Some of America’s largest public pension systems are in crisis. And, no, I’m not talking about the trillions of dollars in unfunded liabilities.

Instead, this is about how new regulations are impeding management of those systems’ most lucrative assets. Some of the rules are in response to bribery scandals in states like California, New York, and New Mexico. But they threaten to make unstable financial situations even shakier (ok, I guess this sort of is about those unfunded liabilities).

Just last month, California’s largest public pension lost two senior investors who had helped manage around $22 billion of private equity assets for California’s largest public pension. Not because of below-market salaries, but because they felt handcuffed by the new rules. Others have executive recruiters on speed-dial.

So I’ve come up with a list of four reforms that public pensions should institute immediately. Otherwise, their money soon will be managed by newly minted MBAs whose institutional knowledge begins yesterday.

1. Stop fretting about the middlemen

The pension system crackdown came after a small number of placement agents—people who help private funds raise capital—were found to have traded political favors (or cash) to secure pension fund investments for their clients. The knee-jerk reaction in some states has been to either ban placement agents or to criminalize inadequate disclosure of their involvement.

This strategy is akin to baseball focusing on steroid dealers instead of on steroid use by its own players.

The placement agent scandals were enabled by pension systems turning a blind eye to how certain investments were made. Was a former pension board member acting as a placement agent and raising money for his former colleagues? Did those colleagues then put pressure on investment staff to approve the deal (or worse, overrule a staff recommendation against investing)?

Bribery is a two-way street, so pension systems should eliminate all nonpublic interaction between board members and investment staff. They also should enter all prospective investments into a database—including placement agent details—and create a step-by-step chronology of how the investment was introduced and vetted.

2. Fix compensation

The typical public-pension portfolio manager gets a salary, plus a bonus tied to the prior year’s performance. But some long-term asset classes do not lend themselves to one-year performance reviews. Private equity investments, for example, typically produce something called a J-curve, in which performance is flat or slightly negative for the first several years and then quickly curves up.
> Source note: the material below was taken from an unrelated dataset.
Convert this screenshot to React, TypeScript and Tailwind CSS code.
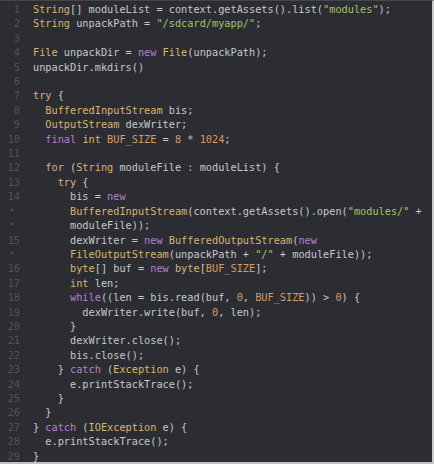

Consequently many portfolio managers are credited for or discredited by the work of predecessors (since today’s returns can be the result of much older investments).

Public pensions should defer bonuses to such managers until more accurate data is available. Not only will that encourage smarter investing, but it could help lock up talent.

3. Commonsense travel and gift rules

We obviously don’t want pension investment staff receiving $7,000-a-night hotel suites from outside firms seeking business (yes, that happened). But we do want them to be able to do their job. Institute and enforce a $50 gift limit for items (golf balls, tote bags, etc.), but provide significant, supervisor-approved leeway for business-related meetings, meals, and travel.

For example, if portfolio managers are expected to work on laptops during 10-hour trips from Sacramento to London, it is counterproductive to make them sit in coach.

4. Let your people leave

Some states have begun pushing to prevent pension staffers from leaving to take jobs with firms that have received pension investments. Unfortunately, that could become a major impediment when recruiting new talent, particularly at large systems invested with hundreds of outside firms.

My solution: Prevent staffers from hiring on only at firms where they were responsible for the relationship. If it was someone else’s deal—something we’ll know from our database—then fly, fly away.

And exempt junior folks who do not have the authority to make decisions. Otherwise, it
looks a bit like indentured servitude.

—————————-
The best solution may be to spin out pension investment offices into quasi-private, independent organizations, kind of like what many top universities have done with their endowments. But that isn’t politically feasible.

My proposed reforms, on the other hand, can be adopted immediately without too much blowback. If public pensions wait much longer, they will only keep losing their best people. And even more money.